Shopping site CarGurus is launching its first national TV campaign today, June 5, after a two-month pilot in three cities.
The site jumped into the TV ad mix for the first time in April with two 30-second spots that ran in Denver, Nashville and Austin, Texas, showcasing the simplicity of using CarGurus.
CarGurus had relied on digital marketing and word-of-mouth. But the company is looking to TV to close the awareness gap with rival sites such as Autotrader, Cars.com, KBB.com and Edmunds that have run TV spots for years.
CarGurus says it draws 23 million unique monthly users and serves more than 21,000 new- and used-vehicle dealerships. It has more than 5 million car listings.
CarGurus experienced a lift in brand awareness in the test markets, said Sarah Welch, senior vice president of consumer marketing. The spots also outperformed their benchmarks on YouTube, where CarGurus used preroll ads to target auto shoppers who hadn't visited its site.
Going into the campaign, Welch said the company was unsure if the TV audience would take immediate action after seeing the spots. But viewers responded quickly.
"In my experience in past companies, you're building awareness [via TV] with an audience that may not be ready to act. You get some traffic that is sort of checking you out for future reference. They may not be as ready to act as someone who comes to you from a search engine where they're showing intent to engage with your business," Welch said. "For our new and repeat visitors, the conversion rates were pretty comparable to the traffic we've had historically. That was a really positive result."

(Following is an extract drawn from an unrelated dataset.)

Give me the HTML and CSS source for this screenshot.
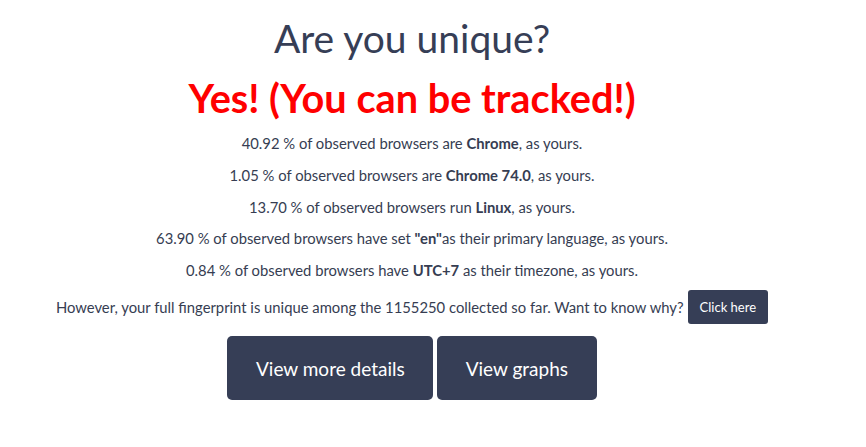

The national ad push will lean toward programming and networks that are geared toward men and millennials, but the site will also reach out to women on networks such as HGTV.

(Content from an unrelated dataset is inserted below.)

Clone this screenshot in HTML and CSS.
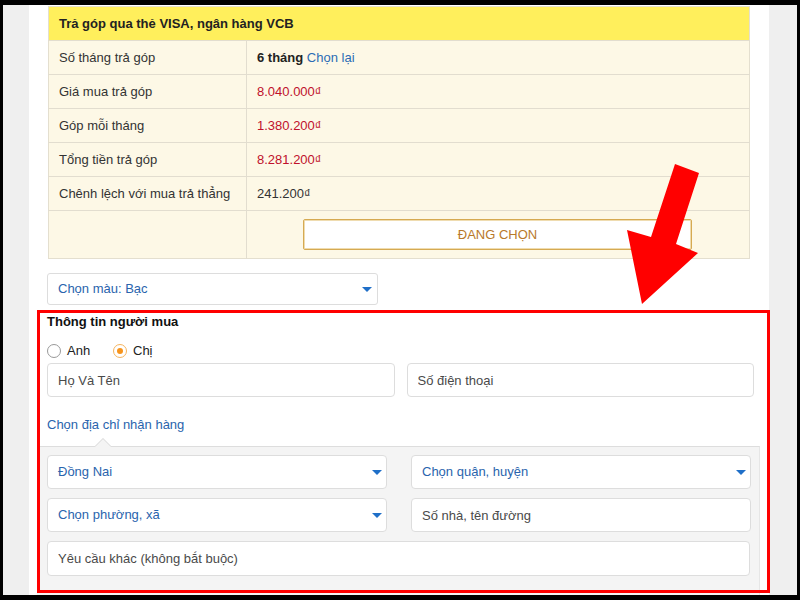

Implementing a TV campaign presented new challenges to CarGurus, such as measuring effectiveness and creating engaging content for a TV audience.

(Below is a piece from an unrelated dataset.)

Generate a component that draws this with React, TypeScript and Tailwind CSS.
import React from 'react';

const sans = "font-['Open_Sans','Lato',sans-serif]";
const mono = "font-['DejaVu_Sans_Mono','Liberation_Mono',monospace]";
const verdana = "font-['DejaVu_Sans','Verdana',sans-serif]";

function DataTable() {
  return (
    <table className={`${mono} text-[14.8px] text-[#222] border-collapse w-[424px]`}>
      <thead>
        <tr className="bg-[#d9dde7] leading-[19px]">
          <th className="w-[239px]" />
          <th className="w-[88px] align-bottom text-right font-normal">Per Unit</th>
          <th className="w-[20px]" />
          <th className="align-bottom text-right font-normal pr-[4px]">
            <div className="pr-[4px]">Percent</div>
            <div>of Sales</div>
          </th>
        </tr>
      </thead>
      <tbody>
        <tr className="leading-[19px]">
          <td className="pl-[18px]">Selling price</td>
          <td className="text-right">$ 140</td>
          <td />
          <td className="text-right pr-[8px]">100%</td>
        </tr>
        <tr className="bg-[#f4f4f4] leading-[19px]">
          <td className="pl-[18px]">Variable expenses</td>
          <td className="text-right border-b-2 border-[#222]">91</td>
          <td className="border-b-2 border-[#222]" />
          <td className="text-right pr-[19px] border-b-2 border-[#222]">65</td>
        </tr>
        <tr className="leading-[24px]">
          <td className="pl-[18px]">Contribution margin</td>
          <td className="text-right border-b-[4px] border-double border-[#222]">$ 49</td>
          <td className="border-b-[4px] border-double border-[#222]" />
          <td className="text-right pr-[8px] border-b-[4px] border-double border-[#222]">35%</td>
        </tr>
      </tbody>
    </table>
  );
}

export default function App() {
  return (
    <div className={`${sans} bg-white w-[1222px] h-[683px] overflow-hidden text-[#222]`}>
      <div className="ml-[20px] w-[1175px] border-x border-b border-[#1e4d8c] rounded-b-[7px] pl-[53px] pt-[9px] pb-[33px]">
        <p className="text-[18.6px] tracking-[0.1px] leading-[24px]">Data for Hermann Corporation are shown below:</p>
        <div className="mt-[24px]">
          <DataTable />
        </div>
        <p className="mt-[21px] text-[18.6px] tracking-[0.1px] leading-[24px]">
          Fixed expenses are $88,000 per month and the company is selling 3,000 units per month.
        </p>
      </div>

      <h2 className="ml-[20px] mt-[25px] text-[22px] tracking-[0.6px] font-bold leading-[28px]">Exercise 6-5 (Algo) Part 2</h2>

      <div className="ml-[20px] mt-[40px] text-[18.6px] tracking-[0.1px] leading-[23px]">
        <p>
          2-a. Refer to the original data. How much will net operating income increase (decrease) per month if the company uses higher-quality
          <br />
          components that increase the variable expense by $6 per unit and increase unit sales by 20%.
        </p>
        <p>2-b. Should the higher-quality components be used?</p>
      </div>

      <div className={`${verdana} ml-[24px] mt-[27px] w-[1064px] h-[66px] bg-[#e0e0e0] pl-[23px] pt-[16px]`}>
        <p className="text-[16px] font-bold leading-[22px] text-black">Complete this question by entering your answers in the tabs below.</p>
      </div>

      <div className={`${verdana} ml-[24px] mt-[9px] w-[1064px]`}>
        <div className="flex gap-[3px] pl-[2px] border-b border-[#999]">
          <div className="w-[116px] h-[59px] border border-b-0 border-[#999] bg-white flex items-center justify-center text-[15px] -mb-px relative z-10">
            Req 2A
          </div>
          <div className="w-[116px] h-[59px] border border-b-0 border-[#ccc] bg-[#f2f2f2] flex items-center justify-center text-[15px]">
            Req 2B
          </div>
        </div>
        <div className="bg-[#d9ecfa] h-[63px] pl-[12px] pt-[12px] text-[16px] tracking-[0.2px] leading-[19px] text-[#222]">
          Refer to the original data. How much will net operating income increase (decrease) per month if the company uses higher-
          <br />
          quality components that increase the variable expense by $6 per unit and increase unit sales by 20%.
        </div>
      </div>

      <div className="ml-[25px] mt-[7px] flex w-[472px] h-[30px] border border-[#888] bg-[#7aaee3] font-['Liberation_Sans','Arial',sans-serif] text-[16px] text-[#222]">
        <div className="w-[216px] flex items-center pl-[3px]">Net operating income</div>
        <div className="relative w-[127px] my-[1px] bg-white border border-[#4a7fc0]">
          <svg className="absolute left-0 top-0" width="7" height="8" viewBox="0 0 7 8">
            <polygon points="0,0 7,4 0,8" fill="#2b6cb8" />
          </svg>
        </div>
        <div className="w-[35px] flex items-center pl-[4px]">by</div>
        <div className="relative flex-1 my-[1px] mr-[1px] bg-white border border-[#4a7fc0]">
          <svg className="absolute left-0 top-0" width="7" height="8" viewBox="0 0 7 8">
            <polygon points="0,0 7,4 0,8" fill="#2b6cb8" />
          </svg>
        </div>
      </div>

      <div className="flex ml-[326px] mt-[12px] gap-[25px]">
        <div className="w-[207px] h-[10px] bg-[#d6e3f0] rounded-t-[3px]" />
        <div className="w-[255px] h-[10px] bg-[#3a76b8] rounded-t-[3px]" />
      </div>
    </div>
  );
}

Welch said the site is used to running digital executions that can be measured with "complete precision," so the company has had to augment its analytics capabilities to "bring as much rigor" as it can to gauge the impact of its TV push.
In addition, "Most of our marketing strategies haven’t relied on significant creative execution to be successful," she said. "Getting the creative right and getting the story right in a way that's distinct and memorable and really breaks through for customers is incredibly important."